The charge density on each plate of parallel plate capacitor has a magnitude of σ

σ = Q/A

From Gauss law, E = Q/ε0A

Also, E = V/d

Now taking field due to the surface charges, outside of the capacitor,

$E = \frac{\sigma}{2\varepsilon _0}-\frac{\sigma}{2\varepsilon _0}=0$

$Inside\;E = \frac{\sigma}{2\varepsilon _0}+\frac{\sigma}{2\varepsilon _0}=\frac{\sigma}{\varepsilon _0}=\frac{q}{A\varepsilon _0}\;\;\;$

$\frac{v}{d} = \frac{q}{A\varepsilon _0}$

$or,C = \frac{q}{v} =\frac{A\varepsilon _0}{d}$

This result is valid for the vacuum between the capacitor plates.
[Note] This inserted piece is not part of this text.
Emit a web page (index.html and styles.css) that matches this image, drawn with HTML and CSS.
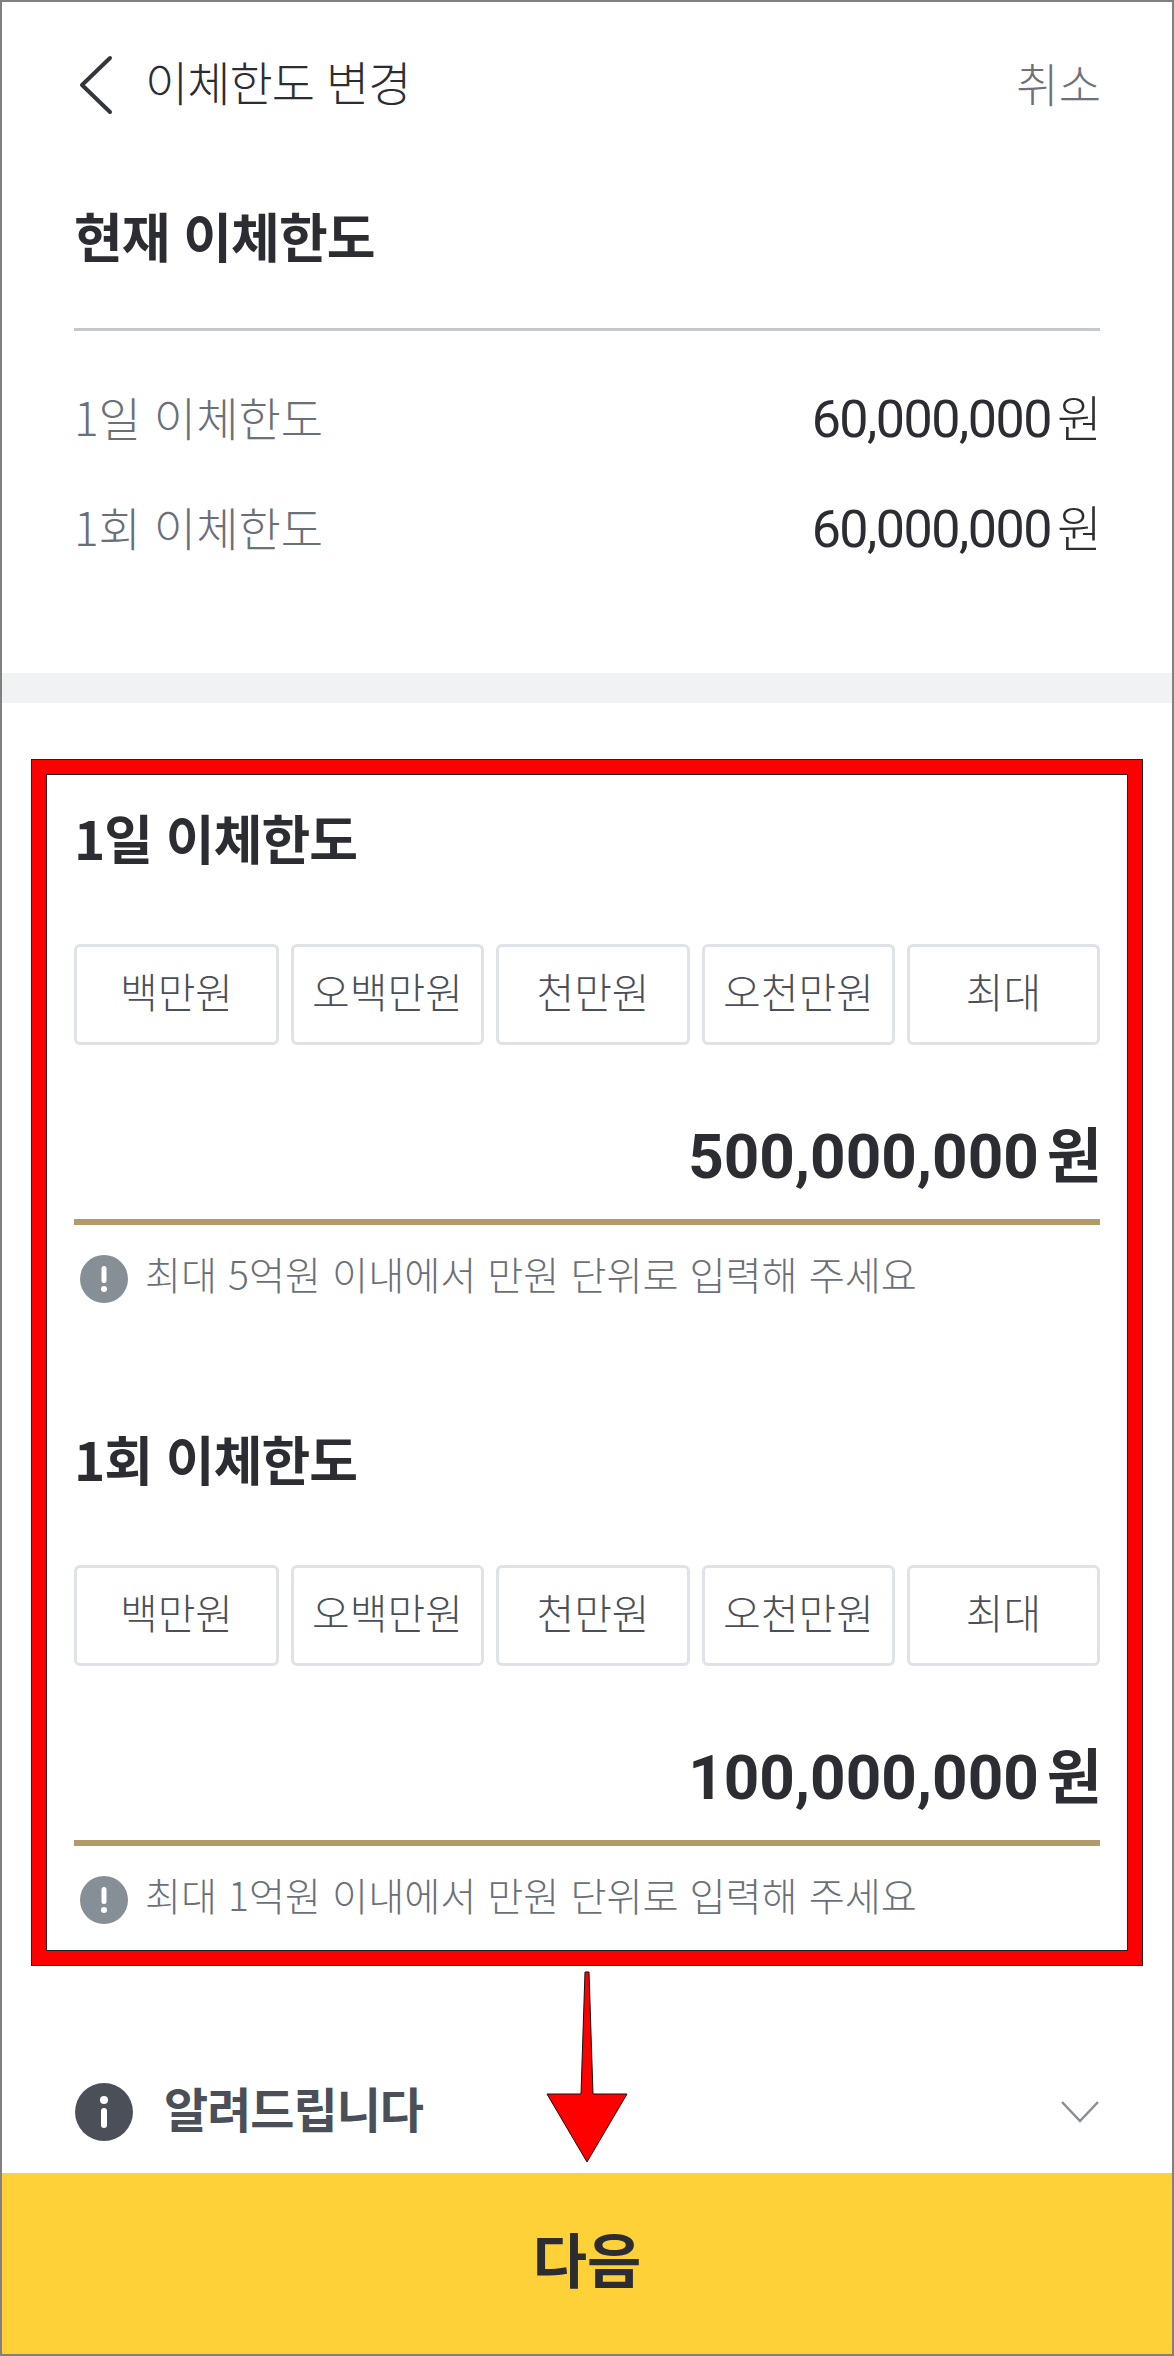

For another medium, then capacitance will be

$C = \frac{kA\varepsilon _0}{d}$ , where k is the dielectric constant of the medium,

$\varepsilon _0 = Permittivity\;of\;free\;space = 8.85\times 10^{-12}C^{2}/Nm^{2}$

If there is a vacuum between the plates, k=1.

Spherical Capacitor

Let’s consider a spherical capacitor that consists of two concentric spherical shells. Suppose the radius of the inner sphere, Rin = a, and radius of the outer sphere, Rout = b. The inner shell is given a positive charge +Q and the outer shell is given –Q.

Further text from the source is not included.